A Lightweight and Effective Image Tampering Localization Network with Vision Mamba
This addresses the need for efficient and accurate image forensics tools, though it is incremental as it adapts an existing model (Mamba) to a specific domain.
The paper tackles the problem of blind image tampering localization by proposing ForMa, a lightweight network based on vision Mamba, which achieves state-of-the-art generalization and robustness with the lowest computational complexity on 10 standard datasets.
Current image tampering localization methods primarily rely on Convolutional Neural Networks (CNNs) and Transformers. While CNNs suffer from limited local receptive fields, Transformers offer global context modeling at the expense of quadratic computational complexity. Recently, the state space model Mamba has emerged as a competitive alternative, enabling linear-complexity global dependency modeling.
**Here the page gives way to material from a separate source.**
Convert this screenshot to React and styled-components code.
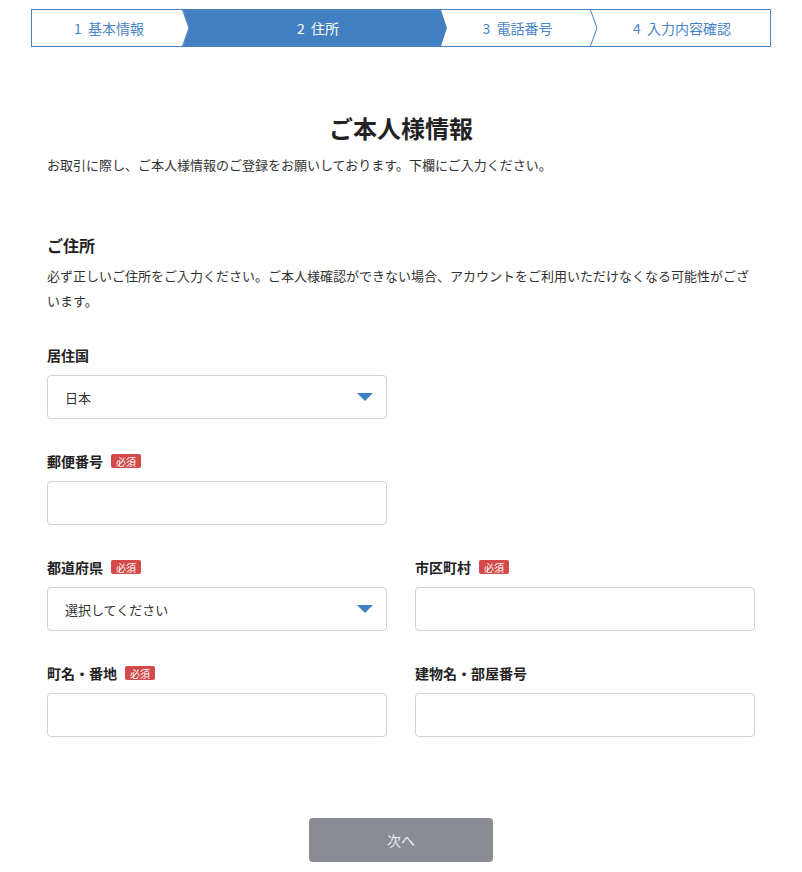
import styled, { createGlobalStyle } from 'styled-components'

const GlobalStyle = createGlobalStyle`
  body {
    margin: 0;
    background: #fff;
    font-family: "Noto Sans CJK JP", "Noto Sans", sans-serif;
    color: #333;
  }
`

const steps = [
  { num: '1', label: '基本情報', width: 151 },
  { num: '2', label: '住所', width: 258, active: true },
  { num: '3', label: '電話番号', width: 150 },
  { num: '4', label: '入力内容確認' }
]

const Chevron = () => (
  <ChevronSvg width="8" height="36" viewBox="0 0 8 36">
    <polyline points="0.5,0 7,18 0.5,36" fill="none" stroke="#4a82c3" strokeWidth="1" />
  </ChevronSvg>
)

const Arrow = () => (
  <ArrowSvg width="16" height="8" viewBox="0 0 16 8">
    <polygon points="0,0 16,0 8,8" fill="#3f7fc4" />
  </ArrowSvg>
)

const Required = () => <Badge>必須</Badge>

const Field = ({ label, required, select, value }) => (
  <FieldWrap>
    <Label>
      {label}
      {required && <Required />}
    </Label>
    {select ? (
      <SelectBox>
        <span>{value}</span>
        <Arrow />
      </SelectBox>
    ) : (
      <Input />
    )}
  </FieldWrap>
)

const App = () => (
  <Page>
    <GlobalStyle />
    <Stepper>
      {steps.map((s, i) => (
        <Step key={s.label} $active={s.active} $width={s.width}>
          <StepNum>{s.num}</StepNum>
          {s.label}
          {!s.active && i < steps.length - 1 && <Chevron />}
        </Step>
      ))}
    </Stepper>
    <Content>
      <Title>ご本人様情報</Title>
      <Lead>お取引に際し、ご本人様情報のご登録をお願いしております。下欄にご入力ください。</Lead>
      <SectionTitle>ご住所</SectionTitle>
      <Note>
        必ず正しいご住所をご入力ください。ご本人様確認ができない場合、アカウントをご利用いただけなくなる可能性がございます。
      </Note>
      <Form>
        <Field label="居住国" select value="日本" />
        <div />
        <Field label="郵便番号" required />
        <div />
        <Field label="都道府県" required select value="選択してください" />
        <Field label="市区町村" required />
        <Field label="町名・番地" required />
        <Field label="建物名・部屋番号" />
      </Form>
      <ButtonRow>
        <NextButton>次へ</NextButton>
      </ButtonRow>
    </Content>
  </Page>
)

export default App

const Page = styled.div`
  padding: 9px 0 10px;
  width: 802px;
`

const Stepper = styled.div`
  margin: 0 auto;
  width: 740px;
  height: 38px;
  box-sizing: border-box;
  border: 1px solid #4a82c3;
  display: flex;
`

const Step = styled.div`
  position: relative;
  flex: ${props => (props.$width ? `0 0 ${props.$width}px` : '1 1 auto')};
  height: 36px;
  display: flex;
  align-items: center;
  justify-content: center;
  padding-left: ${props => (props.$active ? '6px' : '3px')};
  box-sizing: border-box;
  font-size: 14px;
  color: ${props => (props.$active ? '#fff' : '#4a86c6')};
  background: ${props => (props.$active ? '#4280c2' : 'transparent')};
  ${props =>
    props.$active &&
    `
    margin-right: -6px;
    flex-basis: ${props.$width + 6}px;
    clip-path: polygon(0 0, calc(100% - 6px) 0, 100% 50%, calc(100% - 6px) 100%, 0 100%, 6px 50%);
    z-index: 1;
  `}
`

const StepNum = styled.span`
  margin-right: 6px;
`

const ChevronSvg = styled.svg`
  position: absolute;
  right: -7px;
  top: 0;
`

const Content = styled.div`
  width: 708px;
  margin: 0 auto;
`

const Title = styled.h1`
  margin: 65px 0 0;
  text-align: center;
  font-size: 24px;
  line-height: 32px;
  font-weight: bold;
  color: #222;
`

const Lead = styled.p`
  margin: 8px 0 0;
  font-size: 13px;
  line-height: 25px;
  color: #333;
`

const SectionTitle = styled.h2`
  margin: 56px 0 0;
  font-size: 16px;
  line-height: 24px;
  font-weight: bold;
  color: #222;
`

const Note = styled.p`
  margin: 6px 0 0;
  font-size: 13px;
  line-height: 25px;
  color: #333;
`

const Form = styled.div`
  margin-top: 32px;
  display: grid;
  grid-template-columns: 340px 340px;
  column-gap: 28px;
  row-gap: 32px;
`

const FieldWrap = styled.div`
  display: flex;
  flex-direction: column;
`

const Label = styled.div`
  display: flex;
  align-items: center;
  gap: 8px;
  height: 20px;
  margin-bottom: 10px;
  font-size: 14px;
  font-weight: bold;
  color: #222;
`

const Badge = styled.span`
  display: inline-flex;
  align-items: center;
  height: 14px;
  padding: 0 5px;
  border-radius: 2px;
  background: #d24a4a;
  color: #fff;
  font-size: 10px;
  font-weight: normal;
`

const SelectBox = styled.div`
  height: 44px;
  box-sizing: border-box;
  border: 1px solid #d2d2d2;
  border-radius: 4px;
  display: flex;
  align-items: center;
  justify-content: space-between;
  padding: 0 13px 0 17px;
  font-size: 13px;
  color: #333;
`

const ArrowSvg = styled.svg`
  display: block;
`

const Input = styled.div`
  height: 44px;
  box-sizing: border-box;
  border: 1px solid #d2d2d2;
  border-radius: 4px;
  background: #fff;
`

const ButtonRow = styled.div`
  display: flex;
  justify-content: center;
  margin-top: 81px;
`

const NextButton = styled.button`
  width: 184px;
  height: 44px;
  border: none;
  border-radius: 4px;
  background: #898c92;
  color: #eef0f2;
  font-family: "Noto Sans CJK JP", sans-serif;
  font-size: 14px;
`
Inspired by it, we propose a lightweight and effective FORensic network based on vision MAmba (ForMa) for blind image tampering localization. Firstly, ForMa captures multi-scale global features that achieves efficient global dependency modeling through linear complexity. Then the pixel-wise localization map is generated by a lightweight decoder, which employs a parameter-free pixel shuffle layer for upsampling. Additionally, a noise-assisted decoding strategy is proposed to integrate complementary manipulation traces from tampered images, boosting decoder sensitivity to forgery cues. Experimental results on 10 standard datasets demonstrate that ForMa achieves state-of-the-art generalization ability and robustness, while maintaining the lowest computational complexity. Code is available at https://github.com/multimediaFor/ForMa.